Note: Because Kalray changed its branding to all lower-case characters, we have modified instances of “pixstor” and “ngenea” accordingly.
Architecture
The following figure shows the architecture for the new generation of the Dell Validated Design for HPC pixstor Storage, which uses PowerEdge R650, R750, and R7525 servers and PowerVault ME5084 storage arrays, with the new pixstor 6.0 software from our partner company Kalray.
Figure 2. Solution architecture
Optional PowerVault ME484 EBOD arrays can increase the capacity of the solution. The figure shows such capacity expansion as SAS additions to the existing PowerVault ME5084 storage arrays.
The pixstor software includes the widespread GPFS, also known as Spectrum Scale, as the PFS component that is considered software-defined storage due to its flexibility and scalability. In addition, the pixstor software includes many other Kalray software components such as advanced analytics, simplified administration and monitoring, efficient file search, advanced gateway capabilities, and many others.
The main components of the pixstor solution include:
- Management servers—PowerEdge R650 servers provide UI and CLI access for management and monitoring of the pixstor solution, as well as performing advanced search capabilities, compiling some metadata information in a database, to speed up searches and prevent the search from loading metadata Network Shared Disks (NSDs).
- Storage module—The storage module is the main building block for the pixstor storage solution. Each module includes:
- One pair of storage servers
- One, two, or four backend storage arrays (ME5084) with optional capacity expansions (ME484)
- NSDs contained in the backend storage arrays
- Storage server (SS)—The storage server is an essential storage module component. HA pairs of PowerEdge R750 servers (failover domains) are connected to ME5084 arrays using SAS 12 Gbps cables to manage data NSDs and provide access to NSDs using redundant high-speed network interfaces. For the standard pixstor configuration, these servers have the dual role of being metadata servers, managing metadata NSDs (using SSDs that replace all spare HDDs in the ME5 arrays).

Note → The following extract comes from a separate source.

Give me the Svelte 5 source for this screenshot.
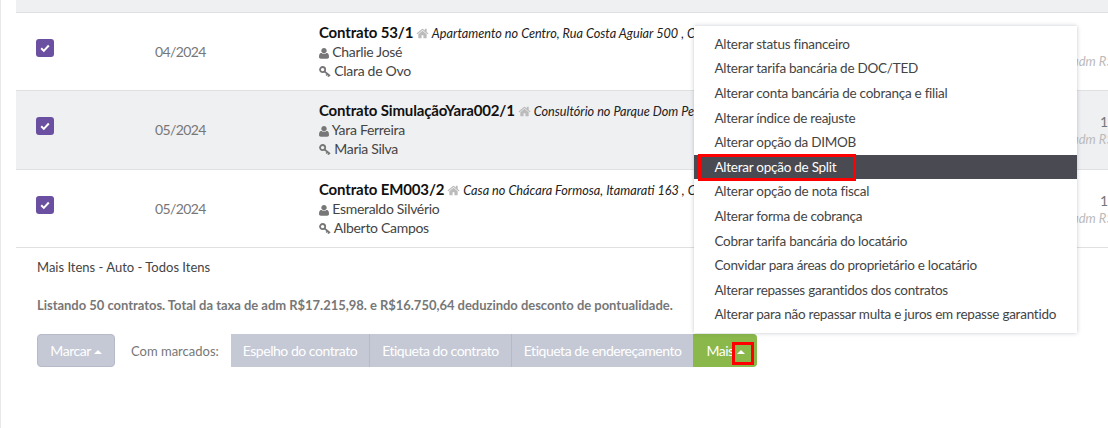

- Backend storage—Backend storage is a storage module component that stores the file system data (ME5084) shown in Figure 2. The solution uses high-density 5U PowerVault ME5084 disk arrays. Each ME5084 array has two SAS controllers. On ME5, two SAS ports from each controller are connected to different HBAs on each of the storage nodes (four SAS cables per server to each ME5084 array). The ME5084 array requires twice the number of SAS cables from each server as previously used by ME4 arrays to match the new ME5 performance. Three cables are required instead of two, however, four cables are used for a better-balanced configuration if there is a failure).
- Capacity expansion storage—Optional PowerVault ME484 capacity expansions (in the lower dotted orange square in Figure 2) are connected behind ME5084 arrays using SAS 12 Gbps cables to expand the capacity of a storage module. For pixstor solutions, each ME5084 array is restricted to use only one ME484 expansion for performance and reliability (despite ME5084 arrays officially supporting up to three ME484 expansions).
- Network Shared Disks (NSDs)—NSDs are backend block devices (that is, RAID 6 LUNs from ME5 arrays replicated NVMe devices) that store data, metadata, or both. In the pixstor solution, file system data and metadata are stored in different NSDs. Data NSDs use spinning media (NLS SAS3 HDDs) or NVMe. Metadata NSDs use SSDs in the standard configuration or replicated NVMe devices for high metadata demands. (Metadata include directories, filenames, permissions, timestamps, and the location of data in other NSDs.)
- High Demand Metadata Server (HDMD)—An HDMD server is a component of the optional HDMD (in dotted yellow square in Figure 2). Pairs of PowerEdge R650 NVMe servers with up to 10 NVMe devices each in HA (failover domains) provide the metadata NSDs in replicated pairs and supply access to clients using redundant high-speed network interfaces. Other supported servers (PowerEdge R750 and PowerEdge R7525 servers) can be used as NVMe nodes instead of the PowerEdge R650 server.
- NVMe nodes—An NVMe node is the main component of the optional NVMe Tier Modules (in the dotted red squares in Figure 2). Pairs of the latest PowerEdge servers in HA (failover domains) provide a high-performance flash-based tier for the pixstor solution. The NVMe tier consists of three alternatives for PowerEdge servers: PowerEdge R650 servers with 10 NVMe direct attached drives, PowerEdge R750 servers with 16 NVMe direct attached devices, or PowerEdge R7525 servers with 24 direct attached drives.
- Native client software—Native client software is installed on the clients to allow access to the file system. The file system must be mounted for access and appears as a single namespace.
- Gateway nodes—The optional gateway nodes (in the dotted green square in Figure 2) are PowerEdge R750 servers (the same hardware as ngenea nodes but using different software) in a Samba Clustered Trivial Data Base (CTDB) cluster providing NFS or SMB access to clients that do not have or cannot have the native client software installed.
- ngenea nodes—The optional ngenea nodes (in the dotted green square in Figure 2) are PowerEdge R750 servers (the same hardware as the gateway nodes but using different software) that offer access to external storage systems (for example, OneFS based storage, object storage, cloud storage, tape libraries, and so on) allowing them to be used as another tier in the same single namespace using enterprise protocols, including cloud protocols.
- Management switch—A PowerConnect N2248X-ON Gigabit Ethernet switch connects the different servers and storage arrays. It is used for administration of the solution interconnecting all the components.
- High-speed network switch—Mellanox QM8700 Switches provide high-speed access using InfiniBand (IB) HDR and HDR100. For Ethernet solutions, the Mellanox SN3700 switch is used (SN4700 for 200 GbE).